Karen: Why did you make the wardrobe?
Carly: I hated that I couldn't look at what I've got in my inventory. SL is very visual, so you always want to look your best, right? But that's
hard (or at least very time consuming) if you have to try on so many
outfits until you've found something that suits the occasion, since you
probably don't remember exactly what they look like. There are of course
textures, sometimes, but they take ages to load, and they're not really
search-able. So what I wanted was a system that allowed me to find what I
was looking for and actually display what it was.
Karen: When did you actually hit on how it could be done?

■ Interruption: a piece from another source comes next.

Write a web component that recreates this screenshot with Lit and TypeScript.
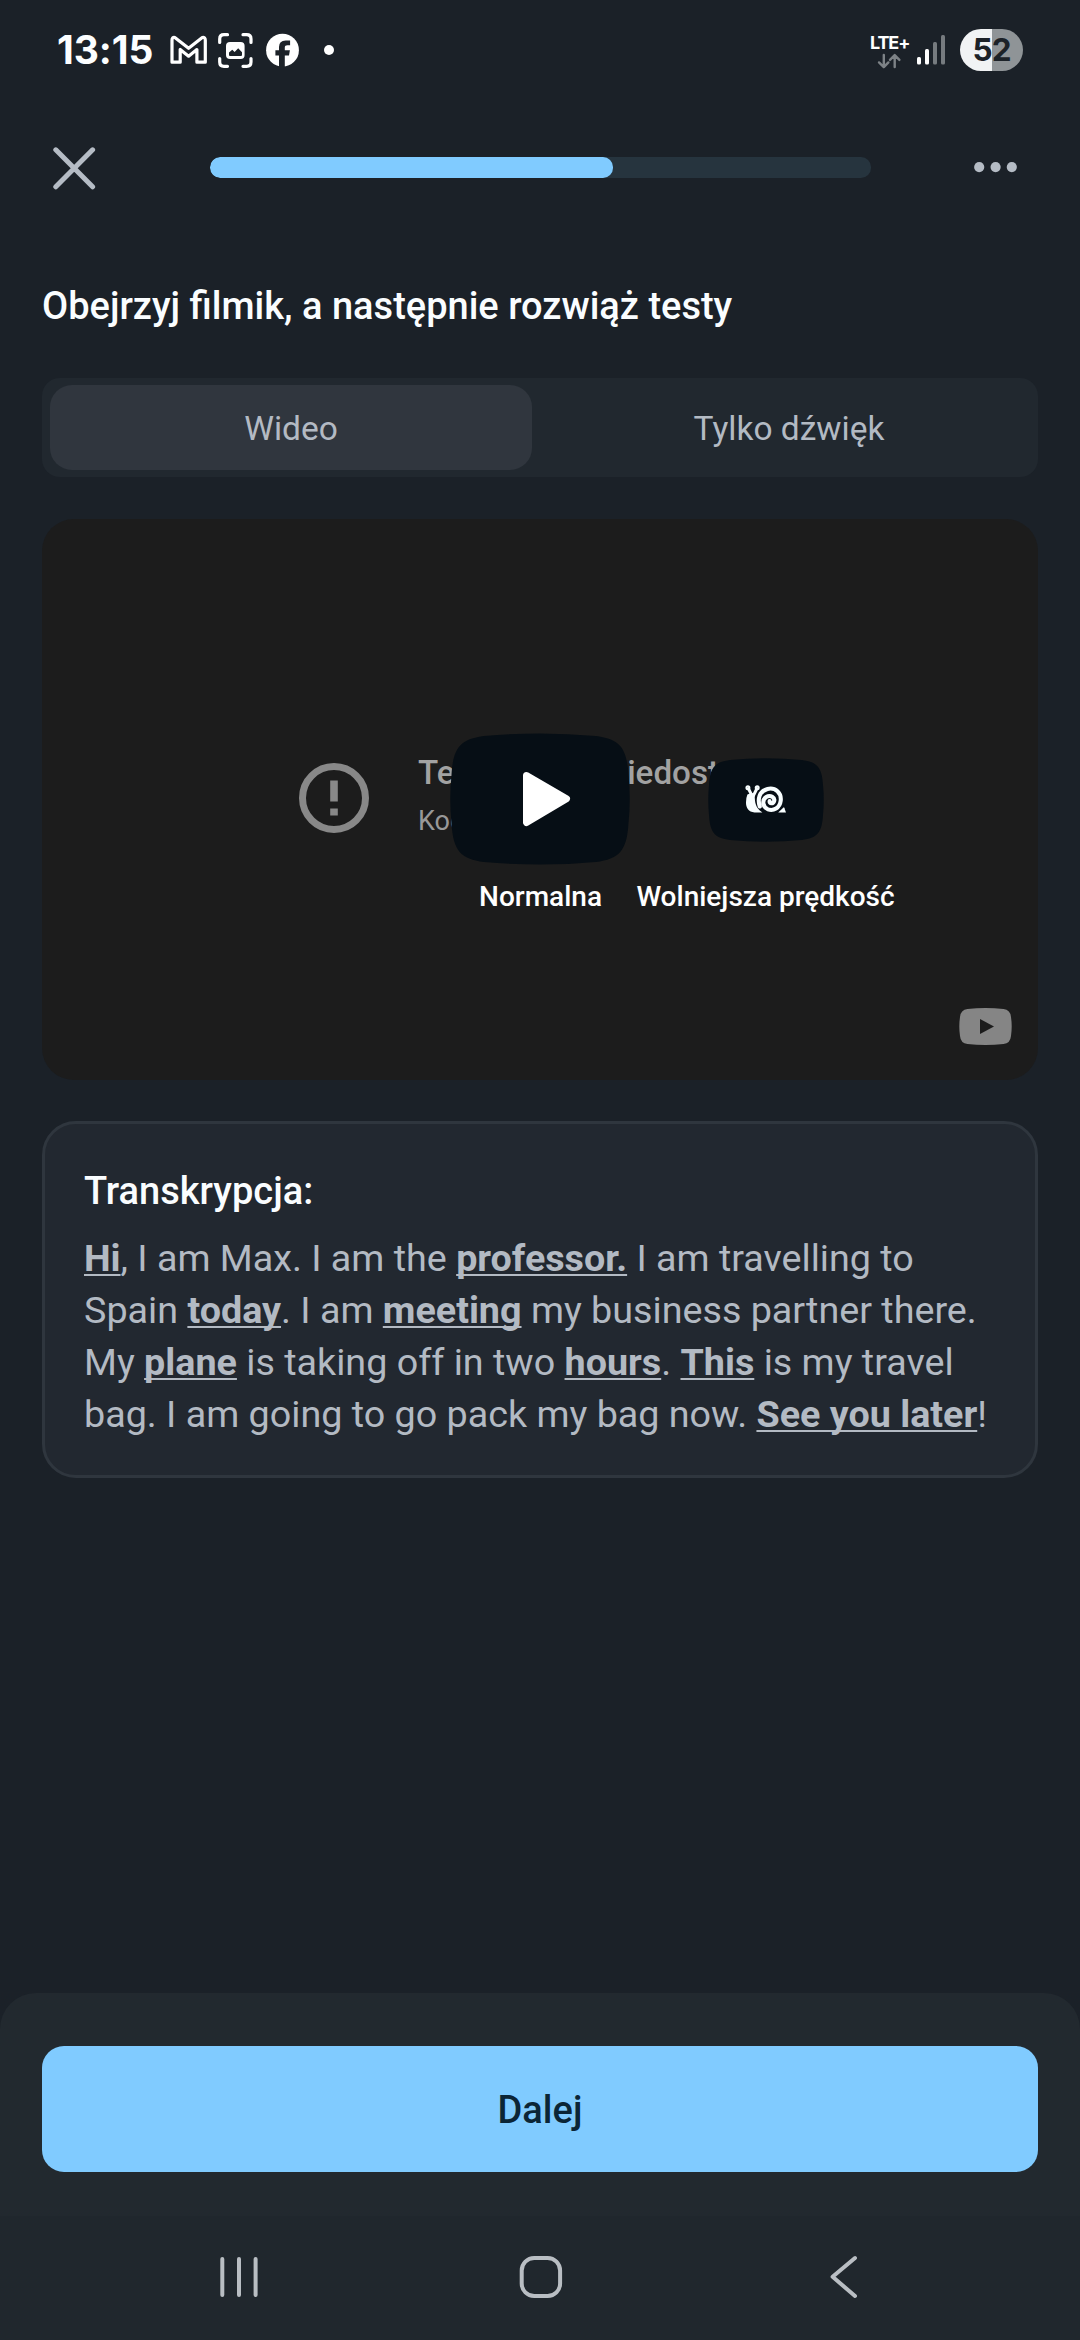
import { LitElement, html, css } from "lit";
import { customElement, property } from "lit/decorators.js";

@customElement("status-bar")
class StatusBar extends LitElement {
  static styles = css`
    :host { display: block; height: 100px; }
    .bar { display: flex; justify-content: space-between; height: 100px; padding: 0 57px 0 57px; box-sizing: border-box; }
    .left, .right { display: flex; align-items: center; height: 100px; }
    .time { width: 97px; font: 700 39px/44px Inter, "Open Sans", sans-serif; color: #fcfeff; letter-spacing: -0.1px; white-space: nowrap; }
    .icons { margin-left: 13px; display: block; }
    .net { display: flex; flex-direction: column; width: 40px; margin-right: 6px; padding-top: 2px; }
    .lte { font: 700 18px/20px Inter, sans-serif; letter-spacing: -1.1px; color: #fff; }
    .battery { display: grid; place-items: center; margin-left: 14px; width: 63px; height: 42px; border-radius: 21px;
      background: linear-gradient(90deg, #f1f3f4 0 51%, #8f9497 51%); font: 700 31.5px/42px Inter, sans-serif; color: #1c2228; letter-spacing: -1px; }
  `;
  render() {
    return html`<div class="bar">
      <div class="left">
        <span class="time">13:15</span>
        <svg class="icons" width="170" height="40" viewBox="167 31 170 40" fill="none">
          <path d="M172 41.3 Q172 38 174.8 38.5 L188.6 49.3 L202.3 38.5 Q205.3 38 205.3 41.3 V63.2 H196.9 V50.5 L188.6 57.2 L180.2 50.5 V63.2 H172 Z" stroke="#fff" stroke-width="3.2" stroke-linejoin="round"/>
          <path d="M219.7 43.5 V40 Q219.7 35.7 224 35.7 H227.5 M243 35.7 H246.6 Q251 35.7 251 40 V43.5 M251 59.5 V63 Q251 67.3 246.6 67.3 H243 M227.5 67.3 H224 Q219.7 67.3 219.7 63 V59.5" stroke="#fff" stroke-width="3.2" stroke-linecap="round"/>
          <rect x="226" y="43" width="18.6" height="17" rx="4" fill="#fff"/>
          <path d="M229 56 V53.6 L232.3 50.7 L234.6 53 L238.2 49.2 L242 53.2 V56 Q242 57 241 57 H230 Q229 57 229 56 Z" fill="#1c2228"/>
          <circle cx="282.5" cy="51.2" r="16.4" fill="#fff"/>
          <path d="M279 69 V56.4 H275.4 V51.2 H279 V48 Q279 41.4 285.7 41.4 H290.1 V46.3 H287.4 Q284.8 46.3 284.8 48.6 V51.2 H289.9 L289 56.4 H284.8 V69 Z" fill="#1c2228"/>
          <circle cx="329" cy="51" r="5" fill="#fff"/>
        </svg>
      </div>
      <div class="right">
        <div class="net">
          <span class="lte">LTE+</span>
          <svg width="40" height="17" viewBox="870 52 40 17" fill="none" stroke="#7d8286" stroke-width="2.4" stroke-linecap="round" stroke-linejoin="round">
            <path d="M883.8 54 V66 M879 61.4 L883.8 66.2 L888.4 61.4 M894.7 66 V54.3 M890 58.9 L894.7 54.1 L899.4 58.9"/>
          </svg>
        </div>
        <svg width="30" height="40" viewBox="916 31 30 40" fill="#fff">
          <rect x="917" y="58" width="4" height="7.4" rx="1.5"/>
          <rect x="925" y="50" width="4" height="15.4" rx="1.5"/>
          <rect x="933" y="43" width="4" height="22.4" rx="1.5" fill="#767b7f"/>
          <rect x="941" y="36" width="4" height="29.4" rx="1.5" fill="#767b7f"/>
        </svg>
        <div class="battery">52</div>
      </div>
    </div>`;
  }
}

@customElement("lesson-header")
class LessonHeader extends LitElement {
  @property({ type: Number }) progress = 61;
  static styles = css`
    :host { display: block; }
    .row { display: flex; align-items: center; height: 43px; padding-left: 52px; margin-top: 46px; }
    .track { width: 661px; height: 21px; margin: 0 103px 0 114px; border-radius: 10px; background: #26343e; overflow: hidden; }
    .fill { height: 21px; border-radius: 10px; background: #80cbff; }
    svg { display: block; }
  `;
  render() {
    return html`<div class="row">
      <svg width="44" height="44" viewBox="0 0 44 44" stroke="#b5bcc5" stroke-width="5" stroke-linecap="round"><path d="M3.8 3.8 L40.6 40.8 M40.6 3.8 L3.8 40.8"/></svg>
      <div class="track"><div class="fill" style="width:${this.progress}%"></div></div>
      <svg width="44" height="44" viewBox="974 145.5 44 44" fill="#b5bcc5"><circle cx="979.2" cy="166.6" r="5.1"/><circle cx="995.6" cy="166.6" r="5.1"/><circle cx="1011.8" cy="166.6" r="5.1"/></svg>
    </div>`;
  }
}

@customElement("video-panel")
class VideoPanel extends LitElement {
  static styles = css`
    :host { display: block; }
    .video { position: relative; height: 561px; border-radius: 32px; background: #1c1c1c; overflow: hidden; font-family: Roboto, sans-serif; }
    .error { position: absolute; left: 257px; top: 221px; display: flex; }
    .ring { margin-top: 23px; }
    .msg { margin-left: 49px; white-space: nowrap; }
    .t1 { font-size: 33.2px; line-height: 48px; font-weight: 500; color: #a2a2a2; padding-top: 9px; }
    .t2 { font-size: 27px; line-height: 48px; color: #989898; }
    .big { position: absolute; left: 408px; top: 214px; }
    .small { position: absolute; left: 666px; top: 239px; }
    .label { position: absolute; top: 361px; font-size: 28px; line-height: 34px; font-weight: 500; color: #fff; white-space: nowrap; transform: translateX(-50%); }
    .normal { left: 498.5px; }
    .slow { left: 723.5px; }
    .yt { position: absolute; left: 917px; top: 489px; }
  `;
  render() {
    return html`<div class="video">
      <div class="error">
        <svg class="ring" width="70" height="70" viewBox="0 0 70 70" fill="#888"><circle cx="35" cy="35" r="31.5" fill="none" stroke="#888" stroke-width="7"/><rect x="31.2" y="17.5" width="7.6" height="21"/><rect x="31.2" y="45.5" width="7.6" height="7"/></svg>
        <div class="msg"><div class="t1">Ten film jest niedostępny</div><div class="t2">Kod błędu: 4</div></div>
      </div>
      <svg class="big" width="180" height="132" viewBox="0 0 180 132">
        <path d="M1.5 42 C3 14 11 6 34 3 Q90 -2 146 3 C169 6 177 14 178.5 42 Q181 66 178.5 90 C177 118 169 126 146 129 Q90 134 34 129 C11 126 3 118 1.5 90 Q-1 66 1.5 42 Z" fill="#060e15"/>
        <path d="M76.5 42.5 L116.5 65.8 L76.5 89.5 Z" fill="#fff" stroke="#fff" stroke-width="7" stroke-linejoin="round"/>
      </svg>
      <svg class="small" width="116" height="84" viewBox="0 0 116 84">
        <path d="M1 27 C2 9 7 4 22 2 Q58 -1.5 94 2 C109 4 114 9 115 27 Q116.5 42 115 57 C114 75 109 80 94 82 Q58 85.5 22 82 C7 80 2 75 1 57 Q-0.5 42 1 27 Z" fill="#060e15"/>
        <g fill="none" stroke="#f8feff" stroke-linecap="round">
          <path d="M40.4 30.5 L44.2 38.2 M48.9 30.5 L45.2 38.2" stroke-width="3"/>
          <circle cx="39.9" cy="29.8" r="1" stroke-width="3"/><circle cx="49.2" cy="29.8" r="1" stroke-width="3"/>
          <path d="M39.4 36.5 Q46 33 46.6 37.5 C47.1 44 46.7 49 54.4 54.4 H46.5 C40.6 54 37.8 49.6 38 44.2 Q38 40 39.4 36.5 Z" fill="#f8feff" stroke="none"/>
          <path d="M51.8 48.5 C49.4 41.5 51 33 59.5 30.9 C67.5 29 73.7 35 72.7 42.8 C71.8 50 65.4 53.4 60 51.4 C54.8 49.3 53.5 42.2 58.2 39 C62.4 36.4 67.5 39.6 66 43.5 C65 46 61.5 45.8 61.6 43.1" stroke-width="4.1"/>
          <path d="M70.2 54.4 L75.8 49.2 Q76.8 49.8 76.8 51.2 L78 54.4 Z" fill="#f8feff" stroke="none"/>
        </g>
      </svg>
      <span class="label normal">Normalna</span>
      <span class="label slow">Wolniejsza prędkość</span>
      <svg class="yt" width="53" height="37" viewBox="0 0 53 37"><path d="M1 9 Q1.6 1.8 8.5 1 Q26.5 -0.8 44.5 1 Q51.4 1.8 52 9 Q53.4 18.5 52 28 Q51.4 35.2 44.5 36 Q26.5 37.8 8.5 36 Q1.6 35.2 1 28 Q-0.4 18.5 1 9 Z" fill="#858585"/><path d="M21 11 L35 18.5 L21 26 Z" fill="#1c1c1c"/></svg>
    </div>`;
  }
}

@customElement("transcript-card")
class TranscriptCard extends LitElement {
  static styles = css`
    :host { display: block; }
    .card { box-sizing: border-box; height: 357px; border: 3px solid #2f363e; border-radius: 34px; background: #222830; padding: 41px 0 0 39px; font-family: Roboto, sans-serif; font-size: 37.7px; color: #b3bac3; }
    .heading { font-size: 38px; line-height: 52px; font-weight: 500; color: #fafdff; margin-bottom: 15px; }
    .line { line-height: 52.1px; white-space: nowrap; }
    .word { font-weight: 700; text-decoration: underline; text-decoration-thickness: 2px; text-underline-offset: 3px; text-decoration-skip-ink: none; }
  `;
  render() {
    const w = (t: string) => html`<span class="word">${t}</span>`;
    return html`<div class="card">
      <div class="heading">Transkrypcja:</div>
      <div class="line">${w("Hi")}, I am Max. I am the ${w("professor.")} I am travelling to</div>
      <div class="line">Spain ${w("today")}. I am ${w("meeting")} my business partner there.</div>
      <div class="line">My ${w("plane")} is taking off in two ${w("hours")}. ${w("This")} is my travel</div>
      <div class="line">bag. I am going to go pack my bag now. ${w("See you later")}!</div>
    </div>`;
  }
}

@customElement("app-root")
class AppRoot extends LitElement {
  static styles = css`
    :host { display: block; width: 1080px; height: 2340px; background: #1b2128; font-family: Roboto, sans-serif; overflow: hidden; }
    .page { display: flex; flex-direction: column; height: 2340px; }
    .content { display: flex; flex-direction: column; padding: 93px 42px 0; flex: 1; }
    .title { font-size: 38px; line-height: 48px; font-weight: 500; color: #fafdff; white-space: nowrap; }
    .tabs { display: grid; grid-template-columns: 482px 482px; justify-content: space-between; height: 99px; margin-top: 48px; box-sizing: border-box; padding: 7px 8px; border-radius: 18px; background: #21282f; }
    .tab { display: grid; place-items: center; height: 85px; box-sizing: border-box; padding-top: 2px; border-radius: 22px; font-size: 33.5px; line-height: 40px; color: #b3bac3; }
    .active { background: #30363e; }
    .panel { margin-top: 42px; }
    .card { margin-top: 41px; }
    .sheet { height: 223px; box-sizing: border-box; padding: 53px 42px 0; background: #22292f; border-radius: 36px 36px 0 0; }
    .next { display: grid; place-items: center; height: 126px; box-sizing: border-box; padding-top: 2px; border-radius: 22px; background: #80cbff; color: #0b2536; font-size: 38px; font-weight: 500; }
    .nav { height: 124px; background: #20272d; }
    svg { display: block; }
  `;
  render() {
    return html`<div class="page">
      <status-bar></status-bar>
      <lesson-header .progress=${61}></lesson-header>
      <main class="content">
        <div class="title">Obejrzyj filmik, a następnie rozwiąż testy</div>
        <div class="tabs"><div class="tab active">Wideo</div><div class="tab">Tylko dźwięk</div></div>
        <video-panel class="panel"></video-panel>
        <transcript-card class="card"></transcript-card>
      </main>
      <div class="sheet"><div class="next">Dalej</div></div>
      <div class="nav">
        <svg width="1080" height="124" viewBox="0 2216 1080 124" fill="none" stroke="#b9bec3" stroke-width="4" stroke-linecap="round" stroke-linejoin="round">
          <path d="M222.3 2259 V2295 M239 2259 V2295 M255.6 2259 V2295"/>
          <rect x="521.7" y="2258" width="38.4" height="38" rx="12.5"/>
          <path d="M855 2258 L832.6 2276.8 L855 2296"/>
        </svg>
      </div>
    </div>`;
  }
}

Carly: It was first released in May 2010, so I must have had the idea for
the technical implementation maybe in February of that year or so.
Karen: How does it work?
Carly: The user can take snapshots of an outfit, tag it so she or he can
find it again easily, and send it to the system by email - directly from
within the SL viewer. Each user has a personal Wardrobe webpage which will
show their items and which they can use to look for items. That was the
basic idea. After that came all the fancy stuff like the in-world closets,
which allow you to show your wardrobe to friends, the dressing feature,
with which you can dress directly from your webpage, and utilities like
the pose stand which makes it easier to create nice looking photographs of
Karen: So you create and maintain the web pages? Just to clarify, only the
pictures, not the outfits themselves, are in the web page, so it is a
visual directory of the outfits and items in your inventory?
Carly: Yes, to both of your questions :) The Wardrobe complements the SL
inventory, it isn't a replacement for it.
Karen: What problems have you found with its use?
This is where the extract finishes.